**MATERIAL**
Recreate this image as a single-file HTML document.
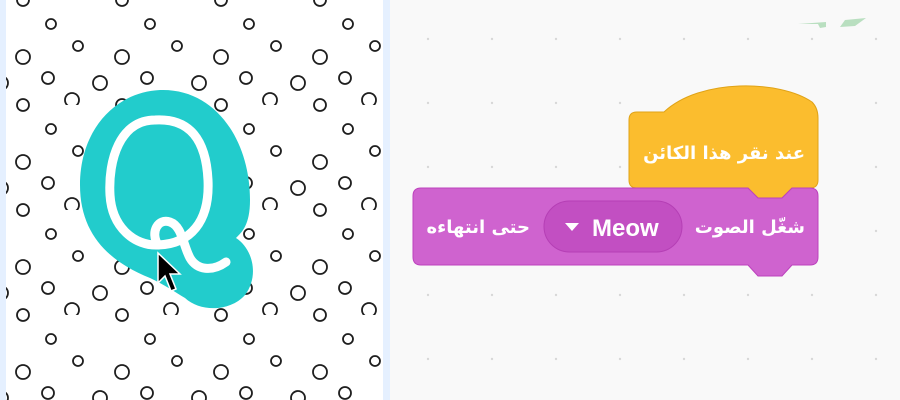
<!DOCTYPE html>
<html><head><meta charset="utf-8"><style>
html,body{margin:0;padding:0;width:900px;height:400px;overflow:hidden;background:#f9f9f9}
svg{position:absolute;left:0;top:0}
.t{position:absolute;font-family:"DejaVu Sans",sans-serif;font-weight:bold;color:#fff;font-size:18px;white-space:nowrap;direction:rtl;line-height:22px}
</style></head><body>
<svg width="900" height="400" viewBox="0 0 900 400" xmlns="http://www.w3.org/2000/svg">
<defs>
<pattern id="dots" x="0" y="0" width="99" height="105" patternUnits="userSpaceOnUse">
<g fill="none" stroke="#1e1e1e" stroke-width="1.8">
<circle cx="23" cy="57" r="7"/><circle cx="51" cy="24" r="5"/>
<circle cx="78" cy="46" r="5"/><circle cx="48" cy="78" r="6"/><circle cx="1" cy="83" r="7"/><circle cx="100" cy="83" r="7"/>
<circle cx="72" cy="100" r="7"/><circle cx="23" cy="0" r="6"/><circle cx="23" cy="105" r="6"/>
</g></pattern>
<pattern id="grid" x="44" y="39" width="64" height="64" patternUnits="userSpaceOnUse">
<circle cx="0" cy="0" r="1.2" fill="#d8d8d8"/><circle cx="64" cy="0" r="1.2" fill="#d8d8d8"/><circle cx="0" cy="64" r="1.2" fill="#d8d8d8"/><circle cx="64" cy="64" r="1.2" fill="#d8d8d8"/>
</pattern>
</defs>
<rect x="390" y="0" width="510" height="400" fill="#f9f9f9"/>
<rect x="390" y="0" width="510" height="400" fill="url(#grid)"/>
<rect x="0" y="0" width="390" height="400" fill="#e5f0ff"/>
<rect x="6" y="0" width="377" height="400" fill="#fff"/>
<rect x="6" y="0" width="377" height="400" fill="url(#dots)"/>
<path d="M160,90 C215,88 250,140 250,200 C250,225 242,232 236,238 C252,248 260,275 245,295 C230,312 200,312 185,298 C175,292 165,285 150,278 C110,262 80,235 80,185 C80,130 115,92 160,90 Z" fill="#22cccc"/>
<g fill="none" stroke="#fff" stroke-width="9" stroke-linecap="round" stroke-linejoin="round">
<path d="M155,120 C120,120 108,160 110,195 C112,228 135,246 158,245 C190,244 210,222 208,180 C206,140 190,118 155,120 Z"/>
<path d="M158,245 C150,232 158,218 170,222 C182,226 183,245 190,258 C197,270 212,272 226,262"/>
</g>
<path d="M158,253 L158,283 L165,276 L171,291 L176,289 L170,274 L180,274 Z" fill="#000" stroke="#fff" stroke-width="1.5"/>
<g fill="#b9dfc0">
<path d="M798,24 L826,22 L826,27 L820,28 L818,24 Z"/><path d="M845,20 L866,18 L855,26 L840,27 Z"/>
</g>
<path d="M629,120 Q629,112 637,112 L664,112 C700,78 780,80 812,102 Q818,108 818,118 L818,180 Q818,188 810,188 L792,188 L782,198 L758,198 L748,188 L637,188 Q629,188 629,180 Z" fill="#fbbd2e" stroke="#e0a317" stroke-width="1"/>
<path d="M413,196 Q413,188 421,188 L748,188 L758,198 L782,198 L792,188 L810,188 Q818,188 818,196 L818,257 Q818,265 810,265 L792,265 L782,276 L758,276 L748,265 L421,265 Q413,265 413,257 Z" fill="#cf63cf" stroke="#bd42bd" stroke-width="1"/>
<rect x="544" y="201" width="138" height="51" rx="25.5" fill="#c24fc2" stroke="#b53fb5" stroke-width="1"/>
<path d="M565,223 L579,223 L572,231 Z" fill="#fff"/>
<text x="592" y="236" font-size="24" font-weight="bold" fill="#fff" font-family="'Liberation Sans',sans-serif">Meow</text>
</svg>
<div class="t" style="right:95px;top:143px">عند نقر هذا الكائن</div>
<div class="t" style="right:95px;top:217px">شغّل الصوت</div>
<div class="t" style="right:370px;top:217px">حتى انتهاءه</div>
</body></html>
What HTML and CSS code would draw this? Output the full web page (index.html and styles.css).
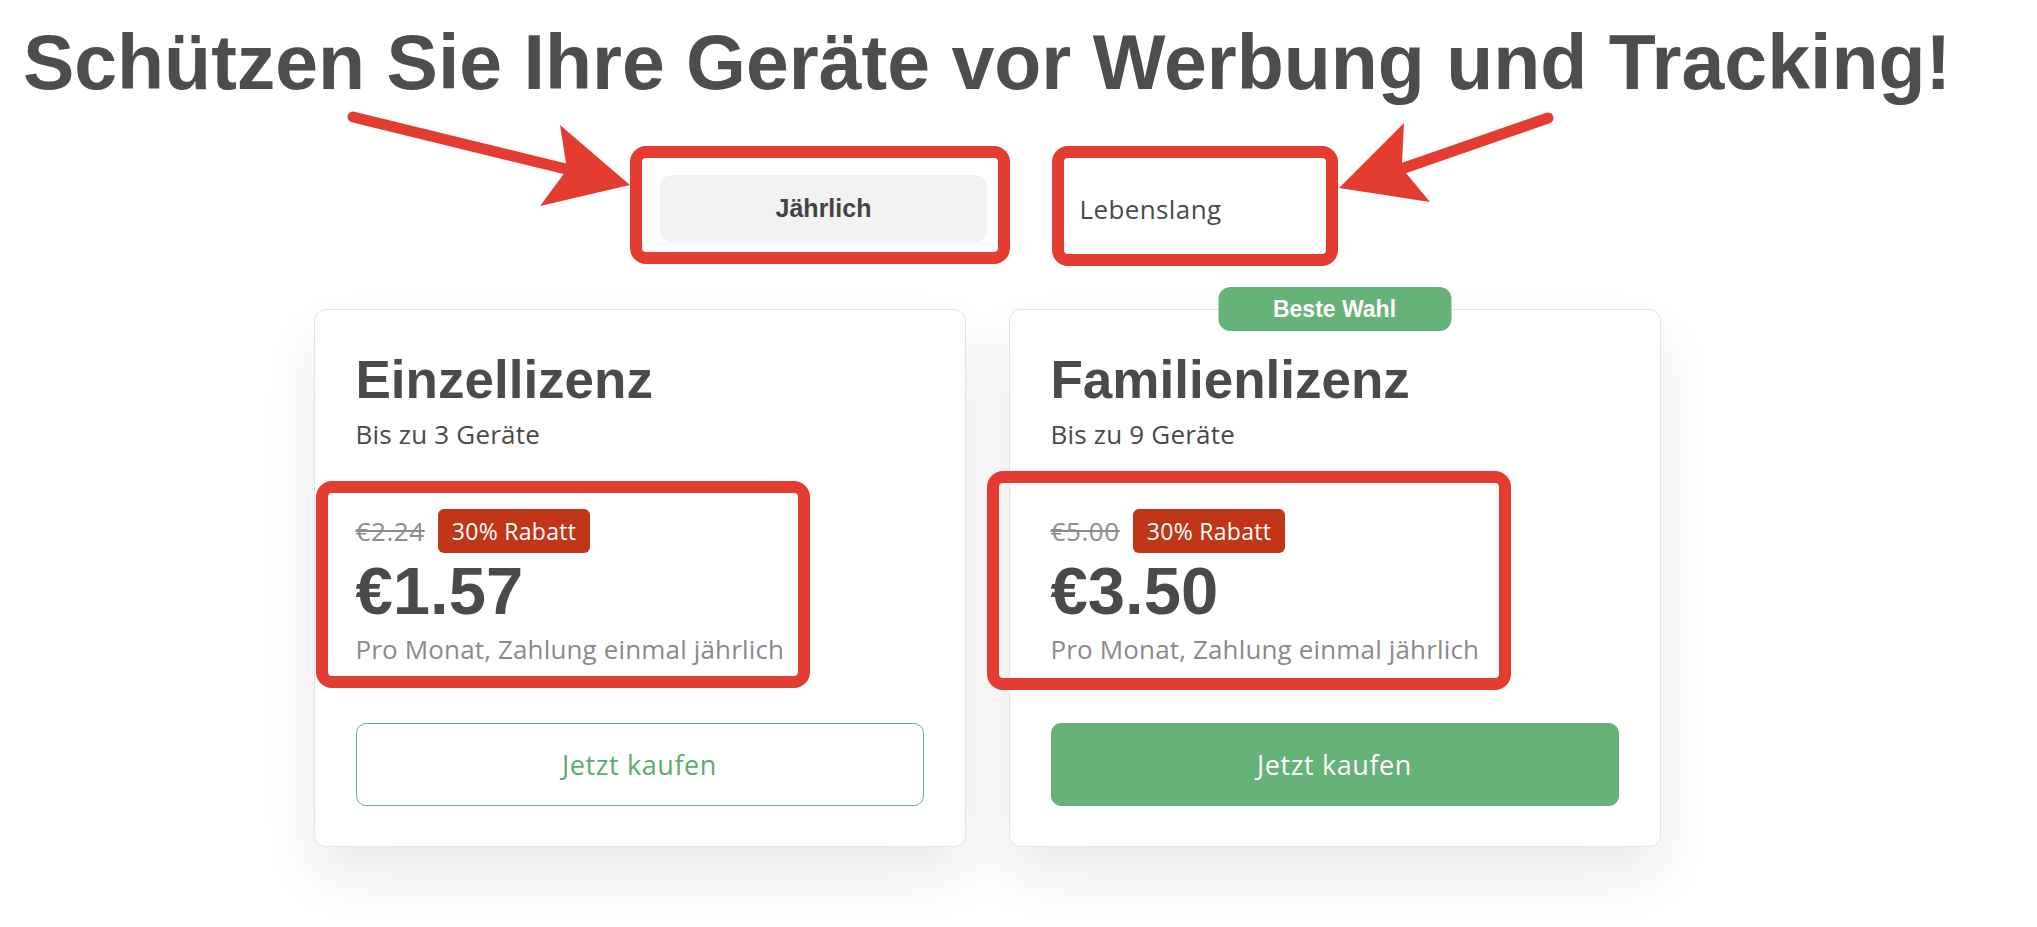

**WHAT YOU WILL DO**
Give the data above again in full and unchanged, skipping the pictures.

**RESPONSE**
Recreate this image as a single-file HTML document.
<!DOCTYPE html>
<html><head><meta charset="utf-8"><style>
html,body{margin:0;padding:0;width:900px;height:400px;overflow:hidden;background:#f9f9f9}
svg{position:absolute;left:0;top:0}
.t{position:absolute;font-family:"DejaVu Sans",sans-serif;font-weight:bold;color:#fff;font-size:18px;white-space:nowrap;direction:rtl;line-height:22px}
</style></head><body>
<svg width="900" height="400" viewBox="0 0 900 400" xmlns="http://www.w3.org/2000/svg">
<defs>
<pattern id="dots" x="0" y="0" width="99" height="105" patternUnits="userSpaceOnUse">
<g fill="none" stroke="#1e1e1e" stroke-width="1.8">
<circle cx="23" cy="57" r="7"/><circle cx="51" cy="24" r="5"/>
<circle cx="78" cy="46" r="5"/><circle cx="48" cy="78" r="6"/><circle cx="1" cy="83" r="7"/><circle cx="100" cy="83" r="7"/>
<circle cx="72" cy="100" r="7"/><circle cx="23" cy="0" r="6"/><circle cx="23" cy="105" r="6"/>
</g></pattern>
<pattern id="grid" x="44" y="39" width="64" height="64" patternUnits="userSpaceOnUse">
<circle cx="0" cy="0" r="1.2" fill="#d8d8d8"/><circle cx="64" cy="0" r="1.2" fill="#d8d8d8"/><circle cx="0" cy="64" r="1.2" fill="#d8d8d8"/><circle cx="64" cy="64" r="1.2" fill="#d8d8d8"/>
</pattern>
</defs>
<rect x="390" y="0" width="510" height="400" fill="#f9f9f9"/>
<rect x="390" y="0" width="510" height="400" fill="url(#grid)"/>
<rect x="0" y="0" width="390" height="400" fill="#e5f0ff"/>
<rect x="6" y="0" width="377" height="400" fill="#fff"/>
<rect x="6" y="0" width="377" height="400" fill="url(#dots)"/>
<path d="M160,90 C215,88 250,140 250,200 C250,225 242,232 236,238 C252,248 260,275 245,295 C230,312 200,312 185,298 C175,292 165,285 150,278 C110,262 80,235 80,185 C80,130 115,92 160,90 Z" fill="#22cccc"/>
<g fill="none" stroke="#fff" stroke-width="9" stroke-linecap="round" stroke-linejoin="round">
<path d="M155,120 C120,120 108,160 110,195 C112,228 135,246 158,245 C190,244 210,222 208,180 C206,140 190,118 155,120 Z"/>
<path d="M158,245 C150,232 158,218 170,222 C182,226 183,245 190,258 C197,270 212,272 226,262"/>
</g>
<path d="M158,253 L158,283 L165,276 L171,291 L176,289 L170,274 L180,274 Z" fill="#000" stroke="#fff" stroke-width="1.5"/>
<g fill="#b9dfc0">
<path d="M798,24 L826,22 L826,27 L820,28 L818,24 Z"/><path d="M845,20 L866,18 L855,26 L840,27 Z"/>
</g>
<path d="M629,120 Q629,112 637,112 L664,112 C700,78 780,80 812,102 Q818,108 818,118 L818,180 Q818,188 810,188 L792,188 L782,198 L758,198 L748,188 L637,188 Q629,188 629,180 Z" fill="#fbbd2e" stroke="#e0a317" stroke-width="1"/>
<path d="M413,196 Q413,188 421,188 L748,188 L758,198 L782,198 L792,188 L810,188 Q818,188 818,196 L818,257 Q818,265 810,265 L792,265 L782,276 L758,276 L748,265 L421,265 Q413,265 413,257 Z" fill="#cf63cf" stroke="#bd42bd" stroke-width="1"/>
<rect x="544" y="201" width="138" height="51" rx="25.5" fill="#c24fc2" stroke="#b53fb5" stroke-width="1"/>
<path d="M565,223 L579,223 L572,231 Z" fill="#fff"/>
<text x="592" y="236" font-size="24" font-weight="bold" fill="#fff" font-family="'Liberation Sans',sans-serif">Meow</text>
</svg>
<div class="t" style="right:95px;top:143px">عند نقر هذا الكائن</div>
<div class="t" style="right:95px;top:217px">شغّل الصوت</div>
<div class="t" style="right:370px;top:217px">حتى انتهاءه</div>
</body></html>
What HTML and CSS code would draw this? Output the full web page (index.html and styles.css).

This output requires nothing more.